Oh sure, my clothes still go missing occasionally and my now-adult children do, on occasion, hurl themselves upon me as I lie reading on the couch. When two or more are gathered, the refrain of "mom, mom, MOM" can still ring skyward.

But the cacophony of three kids home from school or wondering what we are going to do this weekend is long gone. No one tugs at my shirt demanding to be picked up or to let me know their sibling has done something terrible or to drag me into the backyard to see a very cool bug.

My youngest still occasionally looms over me, offering me tales from school, demands and requests, her need for advice or a hug. She still has things she wants to show me — her latest thrifting haul, a funny video she made, a prize she won.

But soon even that will come to an end, at least on a daily basis. Soon much of my motherhood will occur over texts, or phone calls if I'm lucky.

My older kids, like older kids everywhere, think their youngest sibling is spoiled.

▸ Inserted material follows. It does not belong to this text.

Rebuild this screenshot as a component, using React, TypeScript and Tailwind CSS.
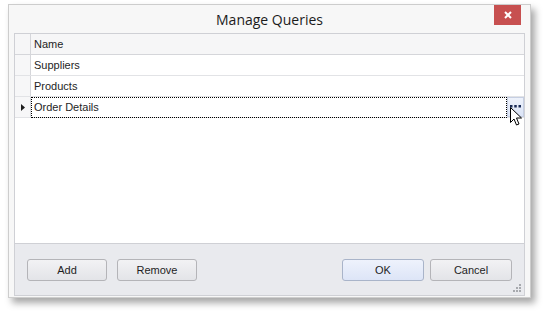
import React from 'react';

const rows = ['Suppliers', 'Products', 'Order Details'];

function DialogButton({ label, primary = false, wide = false }: { label: string; primary?: boolean; wide?: boolean }) {
  return (
    <button
      className={`h-[22px] rounded-[3px] border text-[11px] text-[#1e1e1e] ${wide ? 'w-[82px]' : 'w-[80px]'} ${
        primary
          ? 'border-[#a9b4c9] bg-gradient-to-b from-[#eef2fc] to-[#dde5f7]'
          : 'border-[#b4b4b8] bg-gradient-to-b from-[#f2f2f4] to-[#e3e4e8]'
      }`}
    >
      {label}
    </button>
  );
}

function Cursor() {
  return (
    <svg className="absolute left-[510px] top-[107px]" width="13" height="20" viewBox="0 0 13 20">
      <path
        d="M0.5 0.5 L0.5 15.5 L4 12 L6.5 18 L9 17 L6.5 11 L11.5 11 Z"
        fill="#fff"
        stroke="#000"
        strokeWidth="1"
        strokeLinejoin="miter"
      />
    </svg>
  );
}

export default function App() {
  return (
    <div className="relative h-[319px] w-[545px] bg-white font-['Liberation_Sans',Arial,sans-serif]">
      <div className="flex h-[294px] w-[523px] translate-x-[8px] translate-y-[4px] flex-col border border-[#cdcdcd] bg-[#f7f7f7] px-[5px] pb-[1px] shadow-[4px_5px_7px_rgba(0,0,0,0.35)]">
        {/* title bar */}
        <div className="relative flex h-[28px] items-center justify-center">
          <span className="mt-[1px] font-['Open_Sans',sans-serif] text-[14px] text-[#1b1b1b]">Manage Queries</span>
          <div className="absolute right-[4px] top-0 flex h-[20px] w-[27px] items-center justify-center bg-[#c75050]">
            <svg width="8" height="8" viewBox="0 0 8 8">
              <path d="M1 1 L7 7 M7 1 L1 7" stroke="#fff" strokeWidth="2" />
            </svg>
          </div>
        </div>

        {/* grid + buttons */}
        <div className="flex flex-1 flex-col border border-[#cfd0d5]">
          <div className="flex-1 bg-white text-[11px] text-[#1e1e1e]">
            <div className="flex h-[21px] border-b border-[#d5d6da] bg-[#f6f6f7]">
              <div className="w-[16px] border-r border-[#d5d6da]" />
              <div className="flex items-center pl-[3px]">Name</div>
            </div>
            {rows.map((r, i) => {
              const focused = i === rows.length - 1;
              return (
                <div key={r} className="flex h-[21px] border-b border-[#e2e3e6]">
                  <div className="flex w-[16px] items-center justify-center border-r border-[#d5d6da] bg-[#f7f7f8]">
                    {focused && (
                      <svg width="4" height="7" viewBox="0 0 4 7">
                        <path d="M0 0 L4 3.5 L0 7 Z" fill="#1e1e1e" />
                      </svg>
                    )}
                  </div>
                  {focused ? (
                    <div className="flex flex-1">
                      <div className="-mb-px flex flex-1 items-center border border-dotted border-black pl-[2px]">{r}</div>
                      <div className="flex w-[17px] justify-center border border-[#c6cfe2] bg-gradient-to-b from-[#eef2fb] to-[#dae3f6] pt-[7px]">
                        <svg width="11" height="3" viewBox="0 0 11 3">
                          <rect x="0" y="0" width="2.5" height="2.5" fill="#1a2a55" />
                          <rect x="4.25" y="0" width="2.5" height="2.5" fill="#1a2a55" />
                          <rect x="8.5" y="0" width="2.5" height="2.5" fill="#1a2a55" />
                        </svg>
                      </div>
                    </div>
                  ) : (
                    <div className="flex items-center pl-[3px]">{r}</div>
                  )}
                </div>
              );
            })}
          </div>
          <div className="relative flex h-[52px] items-center border-t border-[#cfd0d5] bg-[#e9eaee] px-[12px] pt-[1px]">
            <div className="flex gap-[10px]">
              <DialogButton label="Add" />
              <DialogButton label="Remove" />
            </div>
            <div className="ml-auto flex gap-[6px]">
              <DialogButton label="OK" primary wide />
              <DialogButton label="Cancel" wide />
            </div>
            <svg className="absolute bottom-[3px] right-[3px]" width="8" height="8" viewBox="0 0 8 8">
              <rect x="6" y="0" width="2" height="2" fill="#a7a9ae" />
              <rect x="3" y="3" width="2" height="2" fill="#a7a9ae" />
              <rect x="6" y="3" width="2" height="2" fill="#a7a9ae" />
              <rect x="0" y="6" width="2" height="2" fill="#a7a9ae" />
              <rect x="3" y="6" width="2" height="2" fill="#a7a9ae" />
              <rect x="6" y="6" width="2" height="2" fill="#a7a9ae" />
            </svg>
          </div>
        </div>
      </div>
      <Cursor />
    </div>
  );
}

Comedian Nate Bargatze has a bit about this that begins: "I have a sister and she is 10 years younger than me and apparently she was raised by her best friends."

There are arguments to be made against this; younger children often complain about the dearth of photos of them as babies, or that their early memories are built not around the playground and Mommy and Me classes but being dragged to their older siblings' soccer games and dance recitals and generally fighting to be heard.

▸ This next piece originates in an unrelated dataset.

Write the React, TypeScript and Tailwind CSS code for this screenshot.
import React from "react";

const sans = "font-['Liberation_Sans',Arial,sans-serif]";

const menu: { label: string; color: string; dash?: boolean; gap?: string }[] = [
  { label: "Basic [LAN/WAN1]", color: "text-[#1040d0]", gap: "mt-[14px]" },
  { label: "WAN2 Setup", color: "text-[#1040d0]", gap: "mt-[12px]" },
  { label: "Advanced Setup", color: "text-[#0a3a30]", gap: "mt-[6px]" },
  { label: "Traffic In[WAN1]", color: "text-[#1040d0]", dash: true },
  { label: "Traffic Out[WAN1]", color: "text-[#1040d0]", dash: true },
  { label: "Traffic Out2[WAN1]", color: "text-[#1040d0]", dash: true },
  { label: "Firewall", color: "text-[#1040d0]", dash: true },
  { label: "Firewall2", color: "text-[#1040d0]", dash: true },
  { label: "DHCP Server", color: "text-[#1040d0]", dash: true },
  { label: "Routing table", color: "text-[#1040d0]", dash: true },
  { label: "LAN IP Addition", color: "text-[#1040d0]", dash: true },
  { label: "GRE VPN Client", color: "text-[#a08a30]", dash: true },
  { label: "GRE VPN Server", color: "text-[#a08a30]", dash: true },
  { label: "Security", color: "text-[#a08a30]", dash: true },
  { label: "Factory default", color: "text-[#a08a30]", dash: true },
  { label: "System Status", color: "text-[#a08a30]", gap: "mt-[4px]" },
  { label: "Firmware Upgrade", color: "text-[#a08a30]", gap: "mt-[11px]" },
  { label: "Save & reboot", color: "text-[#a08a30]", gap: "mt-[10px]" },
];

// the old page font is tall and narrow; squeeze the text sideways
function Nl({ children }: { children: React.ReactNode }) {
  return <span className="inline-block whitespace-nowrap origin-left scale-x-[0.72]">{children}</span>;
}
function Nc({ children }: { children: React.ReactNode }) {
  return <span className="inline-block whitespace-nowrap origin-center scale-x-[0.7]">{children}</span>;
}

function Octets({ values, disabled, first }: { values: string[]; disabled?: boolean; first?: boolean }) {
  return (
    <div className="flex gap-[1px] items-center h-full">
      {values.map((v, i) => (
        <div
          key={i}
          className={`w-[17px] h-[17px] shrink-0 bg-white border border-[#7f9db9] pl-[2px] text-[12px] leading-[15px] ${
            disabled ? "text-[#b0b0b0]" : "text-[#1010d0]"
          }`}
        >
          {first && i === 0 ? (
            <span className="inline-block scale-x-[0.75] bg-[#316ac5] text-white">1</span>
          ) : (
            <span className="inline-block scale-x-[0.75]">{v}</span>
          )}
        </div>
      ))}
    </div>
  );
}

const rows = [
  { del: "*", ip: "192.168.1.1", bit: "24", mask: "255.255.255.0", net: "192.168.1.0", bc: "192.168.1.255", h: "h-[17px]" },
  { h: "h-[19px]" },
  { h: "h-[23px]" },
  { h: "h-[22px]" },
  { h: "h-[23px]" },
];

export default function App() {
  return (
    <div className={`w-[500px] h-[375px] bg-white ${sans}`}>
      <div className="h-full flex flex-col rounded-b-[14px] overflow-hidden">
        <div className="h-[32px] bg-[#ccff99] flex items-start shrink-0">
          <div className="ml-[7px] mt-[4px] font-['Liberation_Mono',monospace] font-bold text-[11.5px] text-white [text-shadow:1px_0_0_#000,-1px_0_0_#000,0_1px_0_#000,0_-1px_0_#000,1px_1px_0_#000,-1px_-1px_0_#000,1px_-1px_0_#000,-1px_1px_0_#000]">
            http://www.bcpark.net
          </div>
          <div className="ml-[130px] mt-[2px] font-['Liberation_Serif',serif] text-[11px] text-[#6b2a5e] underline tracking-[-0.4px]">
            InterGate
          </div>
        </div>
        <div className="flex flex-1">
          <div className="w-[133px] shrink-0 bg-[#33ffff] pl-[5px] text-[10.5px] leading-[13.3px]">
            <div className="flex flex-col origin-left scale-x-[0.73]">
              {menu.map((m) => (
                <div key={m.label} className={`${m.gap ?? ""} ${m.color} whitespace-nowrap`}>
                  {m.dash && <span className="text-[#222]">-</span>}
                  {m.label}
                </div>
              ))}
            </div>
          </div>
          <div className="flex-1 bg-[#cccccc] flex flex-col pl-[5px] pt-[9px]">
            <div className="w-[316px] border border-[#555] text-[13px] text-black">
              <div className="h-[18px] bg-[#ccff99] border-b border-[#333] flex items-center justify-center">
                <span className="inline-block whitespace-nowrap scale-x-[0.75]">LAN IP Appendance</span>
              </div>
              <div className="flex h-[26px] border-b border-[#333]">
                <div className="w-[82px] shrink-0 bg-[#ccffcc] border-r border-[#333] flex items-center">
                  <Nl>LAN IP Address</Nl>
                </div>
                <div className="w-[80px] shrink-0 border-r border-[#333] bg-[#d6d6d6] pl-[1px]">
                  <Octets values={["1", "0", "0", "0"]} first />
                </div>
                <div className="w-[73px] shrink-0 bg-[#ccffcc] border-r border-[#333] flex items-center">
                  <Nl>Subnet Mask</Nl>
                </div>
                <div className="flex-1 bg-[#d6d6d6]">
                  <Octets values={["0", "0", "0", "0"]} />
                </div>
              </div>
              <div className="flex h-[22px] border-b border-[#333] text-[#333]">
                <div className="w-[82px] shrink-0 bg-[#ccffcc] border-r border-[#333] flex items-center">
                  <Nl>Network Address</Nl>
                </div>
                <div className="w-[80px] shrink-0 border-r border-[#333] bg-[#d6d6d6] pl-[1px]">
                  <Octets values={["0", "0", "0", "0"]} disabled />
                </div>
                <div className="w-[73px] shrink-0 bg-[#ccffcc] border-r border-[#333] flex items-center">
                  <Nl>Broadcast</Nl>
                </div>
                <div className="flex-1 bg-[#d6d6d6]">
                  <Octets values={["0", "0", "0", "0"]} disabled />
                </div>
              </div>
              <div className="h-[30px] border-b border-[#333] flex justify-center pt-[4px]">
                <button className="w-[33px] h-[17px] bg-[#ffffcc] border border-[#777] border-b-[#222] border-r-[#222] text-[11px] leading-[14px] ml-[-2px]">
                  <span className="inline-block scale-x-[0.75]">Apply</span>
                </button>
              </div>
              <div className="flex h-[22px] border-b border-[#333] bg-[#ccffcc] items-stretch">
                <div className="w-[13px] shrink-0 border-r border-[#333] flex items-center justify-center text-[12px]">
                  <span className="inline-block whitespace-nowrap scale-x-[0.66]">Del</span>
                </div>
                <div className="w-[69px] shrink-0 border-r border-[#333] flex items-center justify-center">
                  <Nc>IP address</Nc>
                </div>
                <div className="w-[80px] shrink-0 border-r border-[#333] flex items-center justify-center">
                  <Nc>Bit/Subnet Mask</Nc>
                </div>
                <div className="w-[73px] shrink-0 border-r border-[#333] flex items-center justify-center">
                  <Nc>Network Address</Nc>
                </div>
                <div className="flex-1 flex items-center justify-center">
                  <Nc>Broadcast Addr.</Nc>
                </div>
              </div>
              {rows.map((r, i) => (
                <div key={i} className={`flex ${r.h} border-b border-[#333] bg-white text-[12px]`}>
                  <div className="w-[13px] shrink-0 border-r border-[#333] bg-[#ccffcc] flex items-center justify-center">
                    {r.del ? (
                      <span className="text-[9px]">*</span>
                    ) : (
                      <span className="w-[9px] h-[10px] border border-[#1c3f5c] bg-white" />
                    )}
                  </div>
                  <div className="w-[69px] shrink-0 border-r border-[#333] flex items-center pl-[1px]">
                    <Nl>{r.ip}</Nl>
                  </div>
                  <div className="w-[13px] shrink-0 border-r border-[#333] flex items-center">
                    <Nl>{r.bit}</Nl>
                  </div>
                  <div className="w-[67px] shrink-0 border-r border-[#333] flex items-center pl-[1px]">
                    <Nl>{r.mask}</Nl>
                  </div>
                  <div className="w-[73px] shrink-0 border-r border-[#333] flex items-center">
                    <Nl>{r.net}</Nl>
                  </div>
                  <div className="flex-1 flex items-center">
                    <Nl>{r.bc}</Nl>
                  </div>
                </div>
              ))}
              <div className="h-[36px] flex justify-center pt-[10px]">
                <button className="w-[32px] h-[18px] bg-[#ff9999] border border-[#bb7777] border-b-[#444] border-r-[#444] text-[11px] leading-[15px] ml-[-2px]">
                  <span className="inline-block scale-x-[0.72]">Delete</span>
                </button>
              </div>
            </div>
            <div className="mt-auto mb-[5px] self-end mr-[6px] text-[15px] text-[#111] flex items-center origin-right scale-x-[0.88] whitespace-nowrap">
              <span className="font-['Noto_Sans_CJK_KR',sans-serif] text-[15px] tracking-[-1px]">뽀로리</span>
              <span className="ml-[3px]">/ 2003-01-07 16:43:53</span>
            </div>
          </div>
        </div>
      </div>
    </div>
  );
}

Certainly the last child does benefit from a relaxation of rigor, which is, in part, the result of experience — the first child is, essentially, a test subject — and exhaustion.

But the youngest child also spends time in a nest that is almost empty, with parents who are suddenly aware of all the "last times" they've missed. With mothers like me, who actually gets a little choked up when she realizes she has read half a book without being interrupted once, or fights tears when she realizes that her laundry burden will soon be halved.

Which is precisely why I don't make that girl do her own laundry. Pretty soon it won't be there for me to do.